» Set problem: The exercise asks you to copy every line below in which "index" appears.

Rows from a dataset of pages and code
────────────────
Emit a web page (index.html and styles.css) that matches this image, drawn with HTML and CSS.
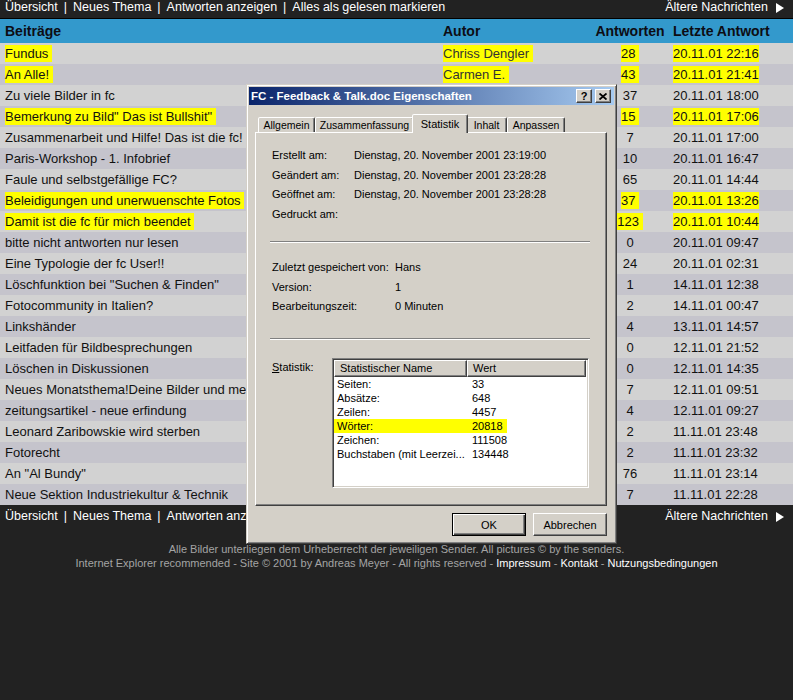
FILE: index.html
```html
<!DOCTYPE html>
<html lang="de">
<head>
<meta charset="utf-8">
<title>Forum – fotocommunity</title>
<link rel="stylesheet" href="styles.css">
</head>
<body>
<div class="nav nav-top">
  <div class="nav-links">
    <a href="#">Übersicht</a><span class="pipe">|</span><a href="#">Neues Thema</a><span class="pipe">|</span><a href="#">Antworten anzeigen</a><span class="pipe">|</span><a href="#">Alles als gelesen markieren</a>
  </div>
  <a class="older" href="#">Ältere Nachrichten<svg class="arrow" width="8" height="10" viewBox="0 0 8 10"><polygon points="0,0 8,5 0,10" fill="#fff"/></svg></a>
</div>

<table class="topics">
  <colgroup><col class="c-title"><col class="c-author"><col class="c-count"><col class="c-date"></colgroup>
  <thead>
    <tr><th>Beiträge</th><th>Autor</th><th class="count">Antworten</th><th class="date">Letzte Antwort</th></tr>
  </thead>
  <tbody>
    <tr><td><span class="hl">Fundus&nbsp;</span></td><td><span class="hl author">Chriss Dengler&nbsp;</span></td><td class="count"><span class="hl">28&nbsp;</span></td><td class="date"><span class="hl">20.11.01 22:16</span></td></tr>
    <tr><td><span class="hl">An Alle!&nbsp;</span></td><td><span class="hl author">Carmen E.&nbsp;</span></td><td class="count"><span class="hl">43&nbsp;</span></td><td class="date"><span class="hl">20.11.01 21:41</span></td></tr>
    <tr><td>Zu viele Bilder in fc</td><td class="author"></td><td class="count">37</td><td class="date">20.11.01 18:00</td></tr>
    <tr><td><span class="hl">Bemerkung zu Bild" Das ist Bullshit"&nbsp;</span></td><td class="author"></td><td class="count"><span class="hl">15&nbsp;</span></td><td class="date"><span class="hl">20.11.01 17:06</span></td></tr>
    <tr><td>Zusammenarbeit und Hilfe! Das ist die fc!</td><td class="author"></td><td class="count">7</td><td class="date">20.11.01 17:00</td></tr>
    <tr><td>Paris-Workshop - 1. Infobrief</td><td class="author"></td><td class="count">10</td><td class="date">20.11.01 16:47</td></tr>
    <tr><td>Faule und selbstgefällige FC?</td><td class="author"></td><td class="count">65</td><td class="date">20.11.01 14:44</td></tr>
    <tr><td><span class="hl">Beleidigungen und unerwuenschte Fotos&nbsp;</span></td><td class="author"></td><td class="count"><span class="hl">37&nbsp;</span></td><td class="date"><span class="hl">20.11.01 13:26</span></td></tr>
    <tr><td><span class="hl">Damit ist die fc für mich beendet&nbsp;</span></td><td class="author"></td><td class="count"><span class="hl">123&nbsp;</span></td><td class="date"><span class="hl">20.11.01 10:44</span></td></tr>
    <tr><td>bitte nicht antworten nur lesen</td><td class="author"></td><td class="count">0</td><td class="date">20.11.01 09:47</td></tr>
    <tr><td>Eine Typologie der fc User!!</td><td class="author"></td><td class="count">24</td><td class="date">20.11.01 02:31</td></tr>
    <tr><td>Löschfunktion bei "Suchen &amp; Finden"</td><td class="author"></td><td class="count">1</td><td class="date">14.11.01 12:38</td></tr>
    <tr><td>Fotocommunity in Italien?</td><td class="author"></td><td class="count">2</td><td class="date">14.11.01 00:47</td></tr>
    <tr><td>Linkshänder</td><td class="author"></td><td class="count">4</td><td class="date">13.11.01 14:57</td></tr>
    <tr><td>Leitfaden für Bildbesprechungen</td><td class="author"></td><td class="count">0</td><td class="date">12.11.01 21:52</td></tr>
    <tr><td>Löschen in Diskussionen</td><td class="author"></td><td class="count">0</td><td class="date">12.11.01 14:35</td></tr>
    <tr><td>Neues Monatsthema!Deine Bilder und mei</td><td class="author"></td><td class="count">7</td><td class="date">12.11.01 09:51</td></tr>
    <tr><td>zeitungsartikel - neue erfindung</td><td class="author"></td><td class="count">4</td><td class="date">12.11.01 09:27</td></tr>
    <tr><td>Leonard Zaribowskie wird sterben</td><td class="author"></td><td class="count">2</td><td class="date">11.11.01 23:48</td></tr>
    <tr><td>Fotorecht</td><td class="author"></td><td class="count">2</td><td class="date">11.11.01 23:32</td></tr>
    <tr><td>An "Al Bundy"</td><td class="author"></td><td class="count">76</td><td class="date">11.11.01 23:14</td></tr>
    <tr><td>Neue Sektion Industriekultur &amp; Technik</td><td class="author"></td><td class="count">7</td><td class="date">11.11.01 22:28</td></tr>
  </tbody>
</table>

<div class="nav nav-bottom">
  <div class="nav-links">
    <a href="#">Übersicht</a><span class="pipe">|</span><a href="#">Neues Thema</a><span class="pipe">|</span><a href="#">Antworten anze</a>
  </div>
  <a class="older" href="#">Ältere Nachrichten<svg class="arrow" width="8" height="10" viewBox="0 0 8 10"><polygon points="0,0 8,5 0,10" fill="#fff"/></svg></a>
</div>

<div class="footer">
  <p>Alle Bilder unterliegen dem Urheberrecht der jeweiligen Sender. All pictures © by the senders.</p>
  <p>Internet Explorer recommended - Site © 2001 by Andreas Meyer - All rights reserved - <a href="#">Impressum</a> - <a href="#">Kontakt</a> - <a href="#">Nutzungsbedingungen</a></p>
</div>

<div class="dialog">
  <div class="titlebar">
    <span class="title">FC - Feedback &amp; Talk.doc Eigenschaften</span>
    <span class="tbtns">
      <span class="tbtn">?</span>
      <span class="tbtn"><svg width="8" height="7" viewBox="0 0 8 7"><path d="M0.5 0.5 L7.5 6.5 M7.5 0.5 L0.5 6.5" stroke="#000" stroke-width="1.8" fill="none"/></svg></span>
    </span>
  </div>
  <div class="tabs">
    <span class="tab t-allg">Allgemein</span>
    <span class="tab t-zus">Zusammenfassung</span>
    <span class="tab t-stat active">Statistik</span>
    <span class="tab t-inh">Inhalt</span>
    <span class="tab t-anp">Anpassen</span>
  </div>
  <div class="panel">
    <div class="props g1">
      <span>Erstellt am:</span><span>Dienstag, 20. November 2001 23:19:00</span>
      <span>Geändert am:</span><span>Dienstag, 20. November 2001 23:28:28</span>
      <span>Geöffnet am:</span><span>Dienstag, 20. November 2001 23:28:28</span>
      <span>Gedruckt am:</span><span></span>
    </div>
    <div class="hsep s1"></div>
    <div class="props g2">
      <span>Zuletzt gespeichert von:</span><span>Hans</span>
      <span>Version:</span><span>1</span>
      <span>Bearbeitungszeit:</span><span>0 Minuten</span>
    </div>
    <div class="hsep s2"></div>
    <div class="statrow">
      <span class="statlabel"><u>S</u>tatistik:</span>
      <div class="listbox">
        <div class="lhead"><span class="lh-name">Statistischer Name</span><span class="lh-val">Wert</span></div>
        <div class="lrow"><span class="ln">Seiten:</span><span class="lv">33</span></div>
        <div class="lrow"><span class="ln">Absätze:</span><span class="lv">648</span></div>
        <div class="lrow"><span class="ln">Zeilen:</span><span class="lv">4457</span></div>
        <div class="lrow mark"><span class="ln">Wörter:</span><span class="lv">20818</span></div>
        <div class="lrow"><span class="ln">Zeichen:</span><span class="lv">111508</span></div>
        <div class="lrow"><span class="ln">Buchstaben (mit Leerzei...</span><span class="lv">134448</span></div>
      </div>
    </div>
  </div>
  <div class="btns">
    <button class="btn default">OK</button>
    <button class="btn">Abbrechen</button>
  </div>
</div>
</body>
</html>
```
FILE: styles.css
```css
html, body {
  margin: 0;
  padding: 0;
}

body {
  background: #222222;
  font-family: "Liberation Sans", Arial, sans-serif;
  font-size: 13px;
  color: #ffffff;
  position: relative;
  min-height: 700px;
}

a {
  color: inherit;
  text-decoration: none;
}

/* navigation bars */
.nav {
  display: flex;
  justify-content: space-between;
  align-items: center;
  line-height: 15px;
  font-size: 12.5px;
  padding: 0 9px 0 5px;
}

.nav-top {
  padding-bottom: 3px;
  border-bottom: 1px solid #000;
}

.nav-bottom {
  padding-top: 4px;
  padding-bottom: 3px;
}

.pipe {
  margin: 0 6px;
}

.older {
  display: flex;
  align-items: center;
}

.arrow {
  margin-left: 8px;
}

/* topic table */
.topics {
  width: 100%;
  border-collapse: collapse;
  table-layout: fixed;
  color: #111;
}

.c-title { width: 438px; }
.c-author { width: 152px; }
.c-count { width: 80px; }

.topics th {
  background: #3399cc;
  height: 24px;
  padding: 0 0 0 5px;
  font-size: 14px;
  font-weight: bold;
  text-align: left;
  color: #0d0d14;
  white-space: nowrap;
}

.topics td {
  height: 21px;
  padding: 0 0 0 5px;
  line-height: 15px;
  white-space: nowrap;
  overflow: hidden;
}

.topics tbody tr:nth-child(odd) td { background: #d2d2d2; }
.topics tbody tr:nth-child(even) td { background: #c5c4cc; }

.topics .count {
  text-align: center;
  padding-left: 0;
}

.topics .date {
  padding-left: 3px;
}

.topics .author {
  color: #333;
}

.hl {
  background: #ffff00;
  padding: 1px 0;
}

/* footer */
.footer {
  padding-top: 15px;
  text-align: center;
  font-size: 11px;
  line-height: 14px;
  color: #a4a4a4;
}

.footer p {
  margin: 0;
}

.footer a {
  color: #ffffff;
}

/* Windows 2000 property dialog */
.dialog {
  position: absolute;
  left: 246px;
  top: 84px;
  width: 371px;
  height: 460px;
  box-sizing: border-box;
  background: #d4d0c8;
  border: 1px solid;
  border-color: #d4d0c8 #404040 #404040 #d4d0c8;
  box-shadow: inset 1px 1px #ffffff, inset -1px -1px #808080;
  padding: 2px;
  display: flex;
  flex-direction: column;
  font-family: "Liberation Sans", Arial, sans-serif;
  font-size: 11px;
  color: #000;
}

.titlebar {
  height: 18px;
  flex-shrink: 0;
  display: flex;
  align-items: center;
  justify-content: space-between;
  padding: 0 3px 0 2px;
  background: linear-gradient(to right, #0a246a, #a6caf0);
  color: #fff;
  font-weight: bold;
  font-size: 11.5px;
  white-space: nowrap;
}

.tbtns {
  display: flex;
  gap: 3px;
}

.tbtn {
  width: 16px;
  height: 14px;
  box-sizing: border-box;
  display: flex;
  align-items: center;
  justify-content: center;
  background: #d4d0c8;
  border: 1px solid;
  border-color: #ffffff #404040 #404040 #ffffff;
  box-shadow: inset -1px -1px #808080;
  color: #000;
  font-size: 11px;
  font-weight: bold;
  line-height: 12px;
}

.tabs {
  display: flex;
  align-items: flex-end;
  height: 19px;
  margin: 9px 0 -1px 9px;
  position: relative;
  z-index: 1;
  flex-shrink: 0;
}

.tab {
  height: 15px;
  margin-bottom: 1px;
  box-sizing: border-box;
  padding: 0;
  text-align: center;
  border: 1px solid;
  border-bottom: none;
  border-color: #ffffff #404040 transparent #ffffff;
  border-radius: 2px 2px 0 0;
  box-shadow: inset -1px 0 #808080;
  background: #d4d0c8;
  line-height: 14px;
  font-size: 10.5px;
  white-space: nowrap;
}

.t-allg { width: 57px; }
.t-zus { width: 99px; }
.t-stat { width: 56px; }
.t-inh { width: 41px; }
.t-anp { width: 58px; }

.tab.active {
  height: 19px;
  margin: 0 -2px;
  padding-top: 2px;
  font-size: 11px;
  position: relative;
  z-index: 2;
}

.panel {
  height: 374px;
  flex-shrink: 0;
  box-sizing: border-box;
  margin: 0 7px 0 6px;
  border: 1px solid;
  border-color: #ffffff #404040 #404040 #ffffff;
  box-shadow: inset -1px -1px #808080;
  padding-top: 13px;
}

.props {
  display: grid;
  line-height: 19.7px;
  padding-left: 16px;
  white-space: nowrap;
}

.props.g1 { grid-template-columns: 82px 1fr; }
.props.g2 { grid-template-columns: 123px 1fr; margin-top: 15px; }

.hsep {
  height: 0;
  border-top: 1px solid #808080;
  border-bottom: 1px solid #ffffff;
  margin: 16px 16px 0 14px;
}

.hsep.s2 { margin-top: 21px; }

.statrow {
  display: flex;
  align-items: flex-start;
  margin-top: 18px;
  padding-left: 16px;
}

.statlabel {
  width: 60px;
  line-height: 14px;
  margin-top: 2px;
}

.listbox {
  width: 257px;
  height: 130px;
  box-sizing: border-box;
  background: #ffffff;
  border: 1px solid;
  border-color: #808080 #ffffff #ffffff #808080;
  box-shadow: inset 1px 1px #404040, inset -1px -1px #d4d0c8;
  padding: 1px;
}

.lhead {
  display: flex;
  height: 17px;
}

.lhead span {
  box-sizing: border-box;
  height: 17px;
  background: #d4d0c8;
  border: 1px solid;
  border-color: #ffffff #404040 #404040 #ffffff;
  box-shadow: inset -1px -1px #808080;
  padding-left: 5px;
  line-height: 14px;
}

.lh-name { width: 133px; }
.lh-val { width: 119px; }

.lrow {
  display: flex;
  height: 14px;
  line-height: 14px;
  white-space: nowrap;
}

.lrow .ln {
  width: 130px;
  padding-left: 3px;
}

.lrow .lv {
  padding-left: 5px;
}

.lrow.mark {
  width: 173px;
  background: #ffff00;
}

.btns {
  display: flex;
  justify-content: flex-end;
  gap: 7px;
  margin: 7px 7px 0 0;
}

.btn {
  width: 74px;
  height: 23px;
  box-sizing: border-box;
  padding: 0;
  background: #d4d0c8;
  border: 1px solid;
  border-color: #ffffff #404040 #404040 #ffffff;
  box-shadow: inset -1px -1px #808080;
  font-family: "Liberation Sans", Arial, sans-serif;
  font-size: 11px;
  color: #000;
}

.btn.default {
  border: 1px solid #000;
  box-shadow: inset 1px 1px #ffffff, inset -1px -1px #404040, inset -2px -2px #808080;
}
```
────────────────
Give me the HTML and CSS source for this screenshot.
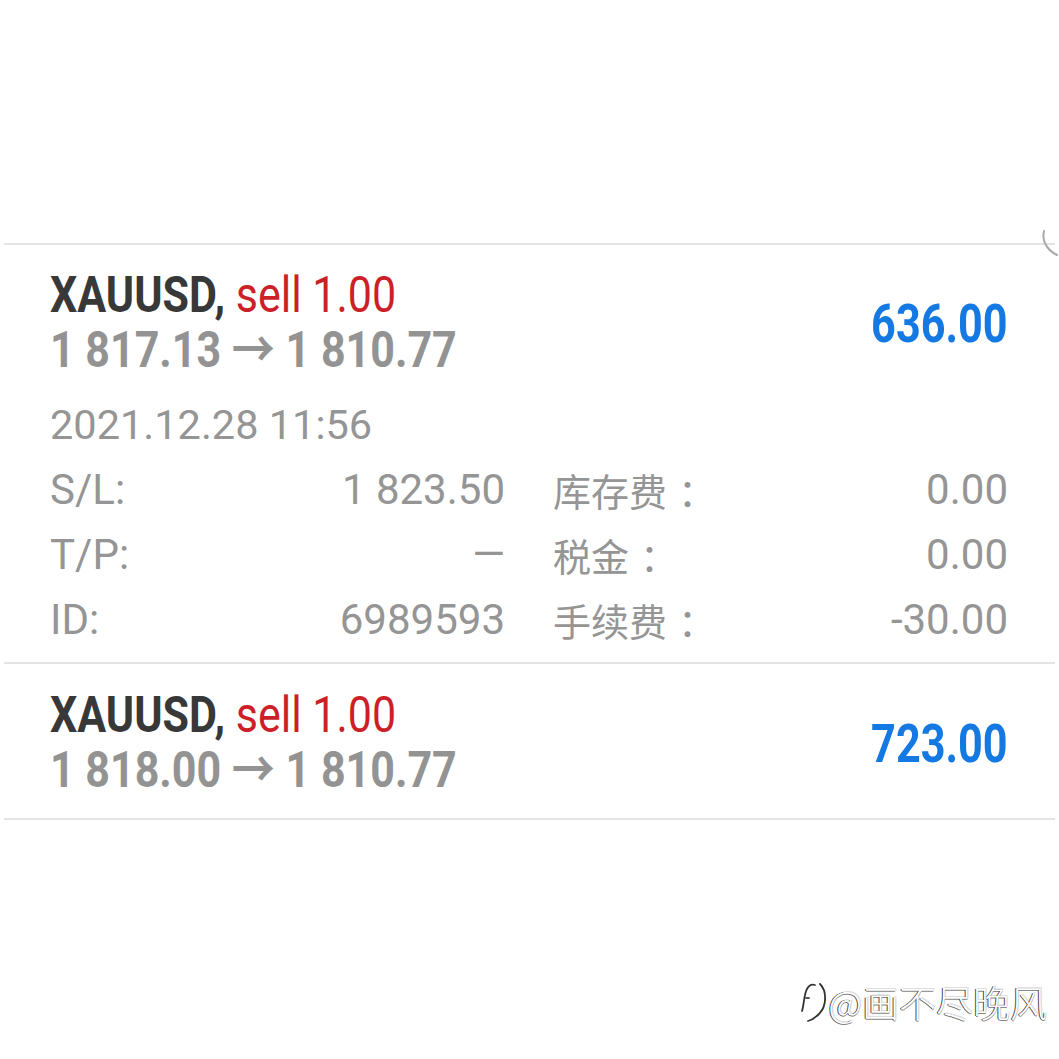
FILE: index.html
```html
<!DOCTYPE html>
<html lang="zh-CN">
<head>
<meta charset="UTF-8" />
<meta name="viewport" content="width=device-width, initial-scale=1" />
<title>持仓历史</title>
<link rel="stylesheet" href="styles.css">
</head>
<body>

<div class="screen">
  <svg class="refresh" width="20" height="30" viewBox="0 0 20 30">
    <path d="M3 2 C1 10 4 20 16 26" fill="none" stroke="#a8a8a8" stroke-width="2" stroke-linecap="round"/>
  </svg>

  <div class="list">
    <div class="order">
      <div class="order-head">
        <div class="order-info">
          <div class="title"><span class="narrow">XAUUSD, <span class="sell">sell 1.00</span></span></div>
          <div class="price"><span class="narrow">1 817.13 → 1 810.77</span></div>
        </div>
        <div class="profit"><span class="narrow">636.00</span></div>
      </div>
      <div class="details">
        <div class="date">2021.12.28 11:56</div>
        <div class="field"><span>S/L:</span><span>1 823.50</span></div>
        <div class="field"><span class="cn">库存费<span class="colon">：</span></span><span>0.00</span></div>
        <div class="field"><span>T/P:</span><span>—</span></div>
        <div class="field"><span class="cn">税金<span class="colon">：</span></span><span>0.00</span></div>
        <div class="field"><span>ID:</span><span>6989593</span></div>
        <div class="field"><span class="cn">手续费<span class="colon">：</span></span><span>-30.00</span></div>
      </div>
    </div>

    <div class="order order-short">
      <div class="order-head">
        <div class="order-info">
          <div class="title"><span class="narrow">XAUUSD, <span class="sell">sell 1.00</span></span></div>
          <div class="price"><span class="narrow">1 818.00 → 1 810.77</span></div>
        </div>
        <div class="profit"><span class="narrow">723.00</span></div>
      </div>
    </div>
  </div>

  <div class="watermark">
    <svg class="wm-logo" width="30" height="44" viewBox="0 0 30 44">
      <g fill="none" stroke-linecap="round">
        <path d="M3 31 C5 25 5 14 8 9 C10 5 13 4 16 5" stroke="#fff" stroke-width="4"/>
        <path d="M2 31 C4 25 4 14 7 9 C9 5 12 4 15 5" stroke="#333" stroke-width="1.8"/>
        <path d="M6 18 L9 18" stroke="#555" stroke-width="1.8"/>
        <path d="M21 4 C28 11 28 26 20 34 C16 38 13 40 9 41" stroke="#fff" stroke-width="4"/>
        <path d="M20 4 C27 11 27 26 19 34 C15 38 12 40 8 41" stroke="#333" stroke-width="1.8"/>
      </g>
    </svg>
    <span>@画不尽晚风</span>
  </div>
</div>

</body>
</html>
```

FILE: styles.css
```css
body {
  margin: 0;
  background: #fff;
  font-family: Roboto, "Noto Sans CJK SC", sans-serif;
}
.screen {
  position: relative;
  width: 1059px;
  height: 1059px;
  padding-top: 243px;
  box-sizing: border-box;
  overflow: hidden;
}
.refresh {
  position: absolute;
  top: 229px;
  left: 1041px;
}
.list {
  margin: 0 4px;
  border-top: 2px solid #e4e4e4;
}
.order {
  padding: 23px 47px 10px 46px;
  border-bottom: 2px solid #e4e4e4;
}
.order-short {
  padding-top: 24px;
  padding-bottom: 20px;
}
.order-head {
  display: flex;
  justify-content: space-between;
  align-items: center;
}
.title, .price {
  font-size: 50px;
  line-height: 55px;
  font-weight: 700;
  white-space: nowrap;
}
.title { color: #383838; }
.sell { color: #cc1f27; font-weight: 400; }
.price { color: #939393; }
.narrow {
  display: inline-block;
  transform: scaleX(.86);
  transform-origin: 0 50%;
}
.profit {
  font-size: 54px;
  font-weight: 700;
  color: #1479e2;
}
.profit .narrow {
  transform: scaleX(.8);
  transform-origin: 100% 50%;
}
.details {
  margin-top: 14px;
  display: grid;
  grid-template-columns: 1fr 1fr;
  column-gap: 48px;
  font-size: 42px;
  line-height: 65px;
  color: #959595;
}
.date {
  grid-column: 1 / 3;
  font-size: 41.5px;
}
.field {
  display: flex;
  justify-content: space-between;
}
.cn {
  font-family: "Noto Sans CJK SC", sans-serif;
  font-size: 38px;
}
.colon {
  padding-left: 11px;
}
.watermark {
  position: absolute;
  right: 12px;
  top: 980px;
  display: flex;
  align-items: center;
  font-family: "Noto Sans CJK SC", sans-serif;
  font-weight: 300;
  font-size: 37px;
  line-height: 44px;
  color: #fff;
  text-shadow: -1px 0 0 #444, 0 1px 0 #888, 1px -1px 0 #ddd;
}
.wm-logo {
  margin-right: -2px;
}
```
────────────────
» Correct response:
Emit a web page (index.html and styles.css) that matches this image, drawn with HTML and CSS.
FILE: index.html
  z-index: 1;
  z-index: 2;
FILE: index.html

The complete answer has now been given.